● **Material provided**:
--- begin ---
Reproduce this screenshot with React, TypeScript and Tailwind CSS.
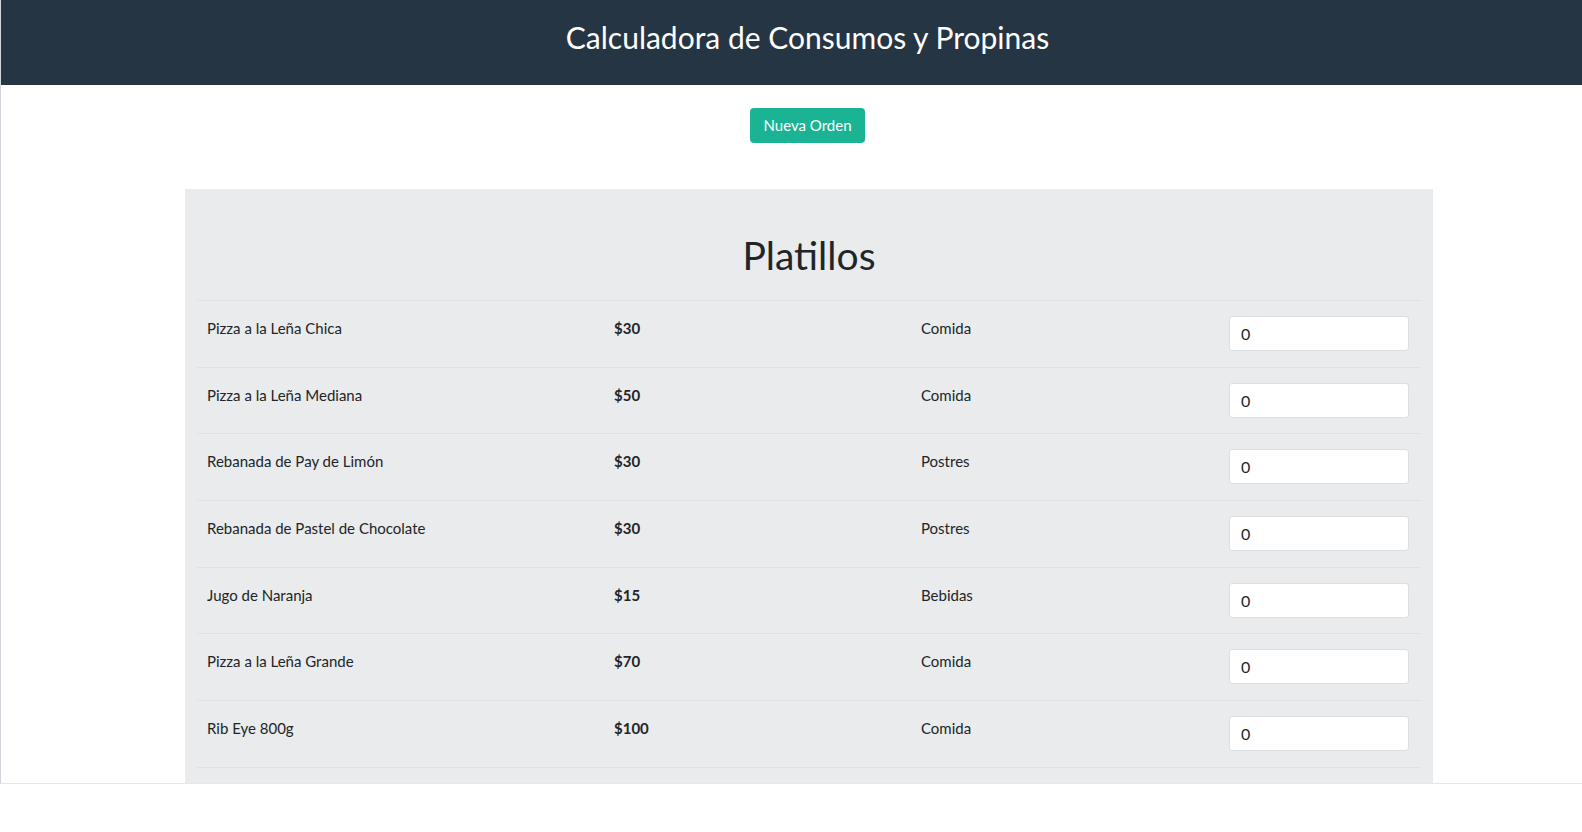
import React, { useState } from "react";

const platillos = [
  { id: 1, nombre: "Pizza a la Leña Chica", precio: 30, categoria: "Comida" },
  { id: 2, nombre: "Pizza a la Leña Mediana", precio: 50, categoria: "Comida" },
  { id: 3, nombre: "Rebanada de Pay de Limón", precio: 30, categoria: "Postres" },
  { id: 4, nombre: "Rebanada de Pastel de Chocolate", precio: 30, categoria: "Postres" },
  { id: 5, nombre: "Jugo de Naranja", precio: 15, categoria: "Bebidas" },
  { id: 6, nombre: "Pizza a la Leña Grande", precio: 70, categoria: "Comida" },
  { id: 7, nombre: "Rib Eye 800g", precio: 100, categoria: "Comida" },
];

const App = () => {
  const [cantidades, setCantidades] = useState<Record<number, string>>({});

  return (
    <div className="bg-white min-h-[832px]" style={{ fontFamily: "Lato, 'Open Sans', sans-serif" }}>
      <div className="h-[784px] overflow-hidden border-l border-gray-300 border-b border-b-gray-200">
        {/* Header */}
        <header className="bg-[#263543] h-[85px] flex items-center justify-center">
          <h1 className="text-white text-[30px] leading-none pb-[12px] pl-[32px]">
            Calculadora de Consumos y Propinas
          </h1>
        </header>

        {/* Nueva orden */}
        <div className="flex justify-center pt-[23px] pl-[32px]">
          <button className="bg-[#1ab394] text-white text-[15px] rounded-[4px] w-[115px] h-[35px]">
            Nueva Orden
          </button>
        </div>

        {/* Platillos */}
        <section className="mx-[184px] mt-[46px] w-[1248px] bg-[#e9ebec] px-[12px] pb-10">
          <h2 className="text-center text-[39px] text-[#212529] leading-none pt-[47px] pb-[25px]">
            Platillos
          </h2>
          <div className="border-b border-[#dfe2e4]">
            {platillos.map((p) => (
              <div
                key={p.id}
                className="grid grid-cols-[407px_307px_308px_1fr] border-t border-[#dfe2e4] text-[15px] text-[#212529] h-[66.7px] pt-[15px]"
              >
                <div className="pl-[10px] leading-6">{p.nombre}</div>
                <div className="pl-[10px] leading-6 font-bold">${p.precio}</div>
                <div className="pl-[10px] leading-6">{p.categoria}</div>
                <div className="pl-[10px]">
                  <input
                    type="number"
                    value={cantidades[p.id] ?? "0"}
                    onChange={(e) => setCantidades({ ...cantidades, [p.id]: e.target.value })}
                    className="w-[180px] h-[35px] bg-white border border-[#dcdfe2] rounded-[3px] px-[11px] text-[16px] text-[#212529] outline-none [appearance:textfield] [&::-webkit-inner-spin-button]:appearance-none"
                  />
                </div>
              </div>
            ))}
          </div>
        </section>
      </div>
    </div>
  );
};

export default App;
--- end ---
● **Prompt**: Make an exact copy of the listing above. Do not include the pictures.

● **Response**:
Reproduce this screenshot with React, TypeScript and Tailwind CSS.
import React, { useState } from "react";

const platillos = [
  { id: 1, nombre: "Pizza a la Leña Chica", precio: 30, categoria: "Comida" },
  { id: 2, nombre: "Pizza a la Leña Mediana", precio: 50, categoria: "Comida" },
  { id: 3, nombre: "Rebanada de Pay de Limón", precio: 30, categoria: "Postres" },
  { id: 4, nombre: "Rebanada de Pastel de Chocolate", precio: 30, categoria: "Postres" },
  { id: 5, nombre: "Jugo de Naranja", precio: 15, categoria: "Bebidas" },
  { id: 6, nombre: "Pizza a la Leña Grande", precio: 70, categoria: "Comida" },
  { id: 7, nombre: "Rib Eye 800g", precio: 100, categoria: "Comida" },
];

const App = () => {
  const [cantidades, setCantidades] = useState<Record<number, string>>({});

  return (
    <div className="bg-white min-h-[832px]" style={{ fontFamily: "Lato, 'Open Sans', sans-serif" }}>
      <div className="h-[784px] overflow-hidden border-l border-gray-300 border-b border-b-gray-200">
        {/* Header */}
        <header className="bg-[#263543] h-[85px] flex items-center justify-center">
          <h1 className="text-white text-[30px] leading-none pb-[12px] pl-[32px]">
            Calculadora de Consumos y Propinas
          </h1>
        </header>

        {/* Nueva orden */}
        <div className="flex justify-center pt-[23px] pl-[32px]">
          <button className="bg-[#1ab394] text-white text-[15px] rounded-[4px] w-[115px] h-[35px]">
            Nueva Orden
          </button>
        </div>

        {/* Platillos */}
        <section className="mx-[184px] mt-[46px] w-[1248px] bg-[#e9ebec] px-[12px] pb-10">
          <h2 className="text-center text-[39px] text-[#212529] leading-none pt-[47px] pb-[25px]">
            Platillos
          </h2>
          <div className="border-b border-[#dfe2e4]">
            {platillos.map((p) => (
              <div
                key={p.id}
                className="grid grid-cols-[407px_307px_308px_1fr] border-t border-[#dfe2e4] text-[15px] text-[#212529] h-[66.7px] pt-[15px]"
              >
                <div className="pl-[10px] leading-6">{p.nombre}</div>
                <div className="pl-[10px] leading-6 font-bold">${p.precio}</div>
                <div className="pl-[10px] leading-6">{p.categoria}</div>
                <div className="pl-[10px]">
                  <input
                    type="number"
                    value={cantidades[p.id] ?? "0"}
                    onChange={(e) => setCantidades({ ...cantidades, [p.id]: e.target.value })}
                    className="w-[180px] h-[35px] bg-white border border-[#dcdfe2] rounded-[3px] px-[11px] text-[16px] text-[#212529] outline-none [appearance:textfield] [&::-webkit-inner-spin-button]:appearance-none"
                  />
                </div>
              </div>
            ))}
          </div>
        </section>
      </div>
    </div>
  );
};

export default App;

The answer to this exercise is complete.